The following text from ‘System Failure; learn to think differently’ is a suitable backdrop for presenting ones position:-
“A difficulty is characterised by broad agreement on the nature of the problem and by some understanding of what a solution would look like, and it is bounded in terms of the time and resources required for its resolution.
In contrast, messes are characterised by no clear agreement about exactly what the problem is and by uncertainty and ambiguity about how improvements might be made, and they are unbounded in terms of the time and resources they could absorb, the scope of enquiry needed to understand and resolve them and the number of people who may need to be involved”.

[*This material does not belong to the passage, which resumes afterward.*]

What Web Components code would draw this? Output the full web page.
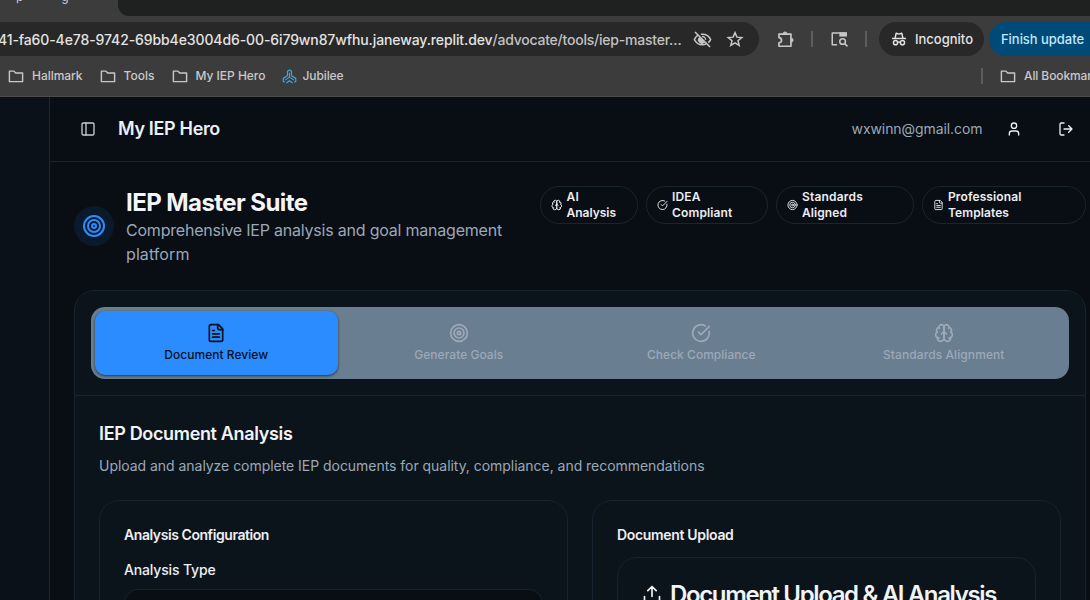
<!DOCTYPE html>
<html lang="en">
<head>
<meta charset="utf-8">
<title>My IEP Hero</title>
<style>
html,body{margin:0;height:600px;overflow:hidden;background:#090d14}
body{font-family:Inter,"Liberation Sans",sans-serif}
</style>
</head>
<body>
<browser-chrome></browser-chrome>
<hero-app></hero-app>
<script>
const ICONS={
 folder:'<path d="M3.2 5.5h6l2.3 2.6h9.3v11.4H3.2z" fill="none" stroke-width="1.9"/>',
 jubilee:'<path d="M8.800 10.800V3.500L12 1.500l3.200 2v7.300M12 6v7M8.800 10.800 2 15v5l2.500 1.300M15.200 10.800 22 15v5l-2.500 1.300M12 13l-7 4.800M12 13l7 4.800M7 22.500l5-3.800 5 3.800" stroke-width="1.9"/>',
 eyeoff:'<path d="M2.500 2.500l19 19" stroke-width="2"/><path d="M6 6.800C4.200 8 2.700 9.800 1.700 12c1.900 4.100 5.700 6.700 10.300 6.700 1.600 0 3.100-.3 4.500-.9M10 5.500c.7-.1 1.300-.2 2-.2 4.600 0 8.400 2.600 10.300 6.700-.7 1.500-1.700 2.900-3 4" stroke-width="2"/><path d="M7.800 9.500A4.500 4.500 0 0 0 14.600 15.500z" fill="currentColor" stroke-width="1"/><path d="M11.500 8.200a4 4 0 0 1 4.400 4.300" stroke-width="1.700"/>',
 star:'<path d="M12 3.500l2.500 6 6.500.5-5 4.200 1.600 6.300-5.600-3.400-5.600 3.400L8 14.200 3 10l6.500-.5z" stroke-width="2" stroke-linejoin="miter"/>',
 puzzle:'<path d="M3.700 5.200h15.200v15.300H3.700v-4.400c4.400-.3 4.400-6.200 0-6.500z" stroke-width="2.100"/><path d="M8.800 5a2.600 2.600 0 0 1 5.200 0zM19 10.200a2.600 2.600 0 0 1 0 5.200z" fill="currentColor" stroke-width="1"/>',
 tabsearch:'<path d="M9.500 19.500H3V4h18.500v4" stroke-width="2"/><path d="M12.500 3.200h10v5.600h-10z" fill="currentColor" stroke="none"/><circle cx="16.800" cy="15.300" r="3.800" stroke-width="2"/><path d="M19.500 18l3.800 3.800" stroke-width="2.200"/>',
 incog:'<path d="M1.500 11.200h21" stroke-width="2.200"/><path d="M6.200 10.500 7.800 3.300l4.200 1.400 4.200-1.400 1.600 7.200" stroke-width="2.200"/><circle cx="6.800" cy="17.500" r="3.100" stroke-width="2.200"/><circle cx="17.200" cy="17.500" r="3.100" stroke-width="2.200"/><path d="M10 17q2-1.400 4 0" stroke-width="2"/>',
 panel:'<rect x="3" y="3" width="18" height="18" rx="2"/><path d="M9 3v18"/>',
 user:'<path d="M19 21v-2a4 4 0 0 0-4-4H9a4 4 0 0 0-4 4v2"/><circle cx="12" cy="7" r="4"/>',
 logout:'<path d="M9 21H5a2 2 0 0 1-2-2V5a2 2 0 0 1 2-2h4M16 17l5-5-5-5M21 12H9"/>',
 target:'<circle cx="12" cy="12" r="10"/><circle cx="12" cy="12" r="6"/><circle cx="12" cy="12" r="2"/>',
 check:'<path d="M21.801 10A10 10 0 1 1 17 3.335"/><path d="m9 11 3 3L22 4"/>',
 file:'<path d="M15 2H6a2 2 0 0 0-2 2v16a2 2 0 0 0 2 2h12a2 2 0 0 0 2-2V7Z"/><path d="M14 2v4a2 2 0 0 0 2 2h4M10 9H8M16 13H8M16 17H8"/>',
 brain:'<path d="M12 5a3 3 0 1 0-5.997.125 4 4 0 0 0-2.526 5.770 4 4 0 0 0 .556 6.588A4 4 0 1 0 12 18Z"/><path d="M12 5a3 3 0 1 1 5.997.125 4 4 0 0 1 2.526 5.770 4 4 0 0 1-.556 6.588A4 4 0 1 1 12 18Z"/><path d="M15 13a4.500 4.500 0 0 1-3-4 4.500 4.500 0 0 1-3 4M17.599 6.500a3 3 0 0 0 .399-1.375M6.003 5.125A3 3 0 0 0 6.401 6.500M3.477 10.896a4 4 0 0 1 .585-.396M19.938 10.500a4 4 0 0 1 .585.396M6 18a4 4 0 0 1-1.967-.516M19.967 17.484A4 4 0 0 1 18 18"/>',
 upload:'<path d="M21 15v4a2 2 0 0 1-2 2H5a2 2 0 0 1-2-2v-4M17 8l-5-5-5 5M12 3v12"/>'
};
class Base extends HTMLElement{
  constructor(){super();this.attachShadow({mode:'open'})}
  connectedCallback(){ if(!this.shadowRoot.firstChild){const t=document.createElement('template');t.innerHTML=this.view();this.shadowRoot.append(t.content.cloneNode(true))} }
  a(n,d){return this.getAttribute(n)??d}
}
class UiIcon extends Base{
  view(){const s=this.a('size','16'),w=this.a('w',s);return `<style>:host{display:block;flex:none;width:${w}px;height:${s}px}svg{display:block;width:100%;height:100%}</style>
  <svg viewBox="0 0 24 24" fill="none" stroke="currentColor" stroke-width="2" stroke-linecap="${this.hasAttribute('butt')?'butt':'round'}" stroke-linejoin="round">${ICONS[this.a('name')]}</svg>`}
}
/* A line of text tracked so that its advance equals the w attribute. */
class UiText extends Base{
  view(){return `<style>:host{display:block;white-space:nowrap;flex:none}span{display:inline-block}</style><span><slot></slot></span>`}
  connectedCallback(){super.connectedCallback();
    const s=this.shadowRoot.querySelector('span'),w=+this.a('w',0);
    if(w)s.style.letterSpacing=((w-s.getBoundingClientRect().width)/this.textContent.length).toFixed(4)+'px';}
}
class BookmarkItem extends Base{
  view(){const j=this.a('icon')==='jubilee';return `<style>:host{display:flex;align-items:center;gap:${j?6:7}px;color:#c9c9c9;font-size:12px;line-height:16px;font-weight:500;flex:none}ui-icon{color:var(--ic,#c7c7c7)}</style><ui-icon name="${this.a('icon','folder')}" size="${j?15:18}" butt></ui-icon><slot></slot>`}
}
class BrowserChrome extends Base{
  view(){return `<style>
  :host{display:flex;flex-direction:column;height:97px;box-sizing:border-box;background:#3c3c3c;border-bottom:1px solid #4b4b4b;overflow:hidden;width:1090px}
  .tabs{height:16px;display:flex;overflow:hidden;flex:none}
  .tab{width:118px;display:flex;gap:38px;padding-left:16px;box-sizing:border-box;color:#ccc;font-size:12px;line-height:16px}
  .tab span{margin-top:-11px}
  .rest{flex:1;background:#1f2120;border-bottom-left-radius:11px;}
  .bar{margin-top:6px;height:34px;display:flex;align-items:center;flex:none;color:#c7c7c7}
  .omni{width:759px;height:34px;flex:none;border-radius:0 17px 17px 0;background:#282828;display:flex;align-items:center;box-sizing:border-box;font-size:14px;font-weight:450}
  .omni .h{color:#e3e3e3;margin-left:-2px}.omni .p{color:#c2c2c2}
  .eye{margin-left:11.500px}.star{margin-left:13.500px}
  .sep{width:2px;height:16px;background:#5d5d5d;flex:none}
  .inc{margin-left:12px;width:105px;height:34px;border-radius:17px;background:#282828;display:flex;align-items:center;gap:8px;padding-left:12px;box-sizing:border-box;font-size:13px;font-weight:500;color:#e3e3e3;flex:none}
  .upd{margin-left:5px;width:130px;height:34px;border-radius:17px;background:#004a77;color:#c2e7ff;display:flex;align-items:center;padding-left:12px;box-sizing:border-box;font-size:13px;font-weight:500;flex:none}
  .marks{height:40px;display:flex;align-items:center;padding-left:7px;gap:16px;width:1200px;box-sizing:border-box}
  .marks .sep{margin-left:auto}
  </style>
  <div class="tabs"><div class="tab"><span>p</span><span>g</span></div><div class="rest"></div></div>
  <div class="bar">
   <div class="omni"><ui-text class="h" w="494.500">41-fa60-4e78-9742-69bb4e3004d6-00-6i79wn87wfhu.janeway.replit.dev</ui-text><ui-text class="p" w="189">/advocate/tools/iep-master…</ui-text><ui-icon class="eye" name="eyeoff" size="19" butt></ui-icon><ui-icon class="star" name="star" size="18" butt></ui-icon></div>
   <ui-icon style="margin-left:17px" name="puzzle" size="19" butt></ui-icon><div class="sep" style="margin-left:16px"></div>
   <ui-icon style="margin-left:17px" name="tabsearch" size="18" butt></ui-icon><div class="sep" style="margin-left:17px"></div>
   <div class="inc"><ui-icon name="incog" size="16" butt></ui-icon><ui-text w="58">Incognito</ui-text></div>
   <div class="upd"><ui-text w="83">Finish update</ui-text></div>
  </div>
  <div class="marks">
   <bookmark-item><ui-text w="50.500">Hallmark</ui-text></bookmark-item>
   <bookmark-item><ui-text w="31">Tools</ui-text></bookmark-item>
   <bookmark-item><ui-text w="70">My IEP Hero</ui-text></bookmark-item>
   <bookmark-item icon="jubilee" style="--ic:#3fa5dc"><ui-text w="41">Jubilee</ui-text></bookmark-item>
   <div class="sep"></div><bookmark-item style="width:201px"><ui-text w="81">All Bookmarks</ui-text></bookmark-item>
  </div>`}
}
class FeatureBadge extends Base{
  view(){return `<style>:host{display:flex;align-items:center;gap:4px;box-sizing:border-box;height:38px;width:${this.a('width')}px;border:1px solid #182632;border-radius:19px;padding:2px 10px;font-size:12px;line-height:16px;font-weight:600;color:#eceef1;flex:none}</style>
  <ui-icon name="${this.a('icon')}" size="12" w="${this.a('iw','11')}"></ui-icon><div><slot></slot></div>`}
}
class SuiteTab extends Base{
  view(){return `<style>:host{display:flex;flex-direction:column;align-items:center;justify-content:center;gap:4px;flex:1;border-radius:10px;font-size:12px;line-height:16px;font-weight:500;color:#9ba9b8}
  :host([active]){background:#2b8cff;color:#0a1018;box-shadow:0 1px 3px #0006,0 1px 2px #0004}</style>
  <ui-icon name="${this.a('icon')}" size="20"></ui-icon><slot></slot>`}
}
class UiCard extends Base{
  view(){return `<style>:host{display:block;box-sizing:border-box;border:1px solid #152430;border-radius:20px;background:#0c141b}</style><slot></slot>`}
}
class HeroHeader extends Base{
  view(){return `<style>:host{display:flex;align-items:center;height:65px;box-sizing:border-box;border-bottom:1px solid #182632;padding:0 36px 0 30px;color:#eceff3}
  .t{font-size:18px;line-height:24px;font-weight:600;margin-left:22px;margin-top:-1px}.m{margin-left:auto;font-size:14px;line-height:20px;color:#9ba8b7;margin-right:23.500px;margin-top:-1px}.o{margin-left:36px}.p{color:#c8cbd0}</style>
  <ui-icon class="p" name="panel"></ui-icon><ui-text class="t" w="102">My IEP Hero</ui-text><ui-text class="m" w="131">wxwinn@gmail.com</ui-text><ui-icon name="user"></ui-icon><ui-icon class="o" name="logout"></ui-icon>`}
}
class AnalysisPanel extends Base{
  view(){return `<style>:host{display:block;padding:24px}
  h2{margin:0;font-size:18px;line-height:28px;font-weight:600;color:#f1f3f5}
  .s{font-size:14px;line-height:20px;color:#9ba8b7;margin-top:8px}
  .g{display:grid;grid-template-columns:1fr 1fr;gap:24px;margin-top:24px}
  .c{height:300px;padding:24px}
  .h,.l{font-size:14px;line-height:20px;color:#eceff3;font-weight:600}
  .l{font-weight:500;margin-top:15px}
  .in{margin-top:9px;height:40px;border:1px solid #152430;border-radius:14px;background:#090d14}
  .u{margin-top:12px;padding:24px;height:200px;color:#f1f3f5;font-size:24px;line-height:26px;font-weight:600}
  .row{display:flex;gap:8px}
  .u ui-icon{margin-top:2px}</style>
  <h2><ui-text w="193.500">IEP Document Analysis</ui-text></h2>
  <ui-text class="s" w="605.500">Upload and analyze complete IEP documents for quality, compliance, and recommendations</ui-text>
  <div class="g"><ui-card class="c"><ui-text class="h" w="145">Analysis Configuration</ui-text><ui-text class="l" w="91.500">Analysis Type</ui-text><div class="in"></div></ui-card>
  <ui-card class="c"><ui-text class="h" w="116.500">Document Upload</ui-text><ui-card class="u"><div class="row"><ui-icon name="upload" size="20"></ui-icon><ui-text w="326">Document Upload &amp; AI Analysis</ui-text></div></ui-card></ui-card></div>`}
}
class HeroApp extends Base{
  view(){return `<style>:host{display:grid;grid-template-columns:50px 1060px;width:1110px;height:503px;overflow:hidden}
  aside{background:#0a1118;border-right:1px solid #182632}
  main{padding:24px}
  .top{display:flex;align-items:flex-start;height:80px;margin-bottom:24px}
  .ic{width:40px;height:40px;border-radius:50%;background:#0b1a2a;color:#2b8cff;display:grid;place-items:center;margin-top:20px;flex:none}
  .tt{margin-left:12px;width:414px;flex:none;color:#9ba8b7;font-size:16px;line-height:24px}
  h1{margin:0;font-size:24px;line-height:33px;height:32px;font-weight:700;color:#f3f5f8}
  .b{display:flex;gap:8px}
  .tabs{margin:16px;height:72px;padding:4px;box-sizing:border-box;display:flex;background:#6a7e91;border-radius:14px}
  .main{height:500px;overflow:hidden}
  .line{height:1px;background:#152430}</style>
  <aside></aside><div><hero-header></hero-header><main>
   <div class="top"><div class="ic"><ui-icon name="target" size="24"></ui-icon></div>
    <div class="tt"><h1><ui-text w="181.500">IEP Master Suite</ui-text></h1><ui-text w="376">Comprehensive IEP analysis and goal management</ui-text><ui-text w="63.500">platform</ui-text></div>
    <div class="b">
     <feature-badge icon="brain" width="98" iw="11.500"><ui-text w="12.500">AI</ui-text><ui-text w="49.500">Analysis</ui-text></feature-badge>
     <feature-badge icon="check" width="122"><ui-text w="28.500">IDEA</ui-text><ui-text w="60.500">Compliant</ui-text></feature-badge>
     <feature-badge icon="target" width="138"><ui-text w="61">Standards</ui-text><ui-text w="45">Aligned</ui-text></feature-badge>
     <feature-badge icon="file" width="164"><ui-text w="73.500">Professional</ui-text><ui-text w="61">Templates</ui-text></feature-badge>
    </div></div>
   <ui-card class="main"><div class="tabs">
     <suite-tab icon="file" active><ui-text w="104">Document Review</ui-text></suite-tab>
     <suite-tab icon="target"><ui-text w="89">Generate Goals</ui-text></suite-tab>
     <suite-tab icon="check"><ui-text w="108.500">Check Compliance</ui-text></suite-tab>
     <suite-tab icon="brain"><ui-text w="121.500">Standards Alignment</ui-text></suite-tab>
    </div><div class="line"></div><analysis-panel></analysis-panel></ui-card>
  </main></div>`}
}
for(const [n,c] of Object.entries({'browser-chrome':BrowserChrome,'hero-app':HeroApp,'hero-header':HeroHeader,'analysis-panel':AnalysisPanel,'ui-card':UiCard,'suite-tab':SuiteTab,'feature-badge':FeatureBadge,'bookmark-item':BookmarkItem,'ui-icon':UiIcon,'ui-text':UiText}))customElements.define(n,c);
</script>
</body>
</html>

and … , (I seek to ensure that the following does not apply to me):
“… when the problem is a difficulty an individual claiming to have the solution is an asset, but when the problem is a mess that individual is usually a large part of the problem!”
Jake Chapman, ‘Systems Failure’, https://www.demos.co.uk/files/systemfailure2.pdf


And being in the mood for quotes :-

“One of the main problems … in sharing their picture of the world with a wider audience is the knowledge gap.
One doesn’t need to be a writer to read and understand a novel, or know how to paint before being able to appreciate a picture, because both the painting and novel reflect our common experience. Some knowledge of what science is about, thought, is a prerequisite for both understanding and appreciation, because science is largely based on concepts whose detail is unfamiliar to most people.”

Len Fisher “How to dunk a doughnut.”

For ‘science’ substitute aviation, but the greater concern is if the knowledge gap, the ‘wider audience’, is within aviation.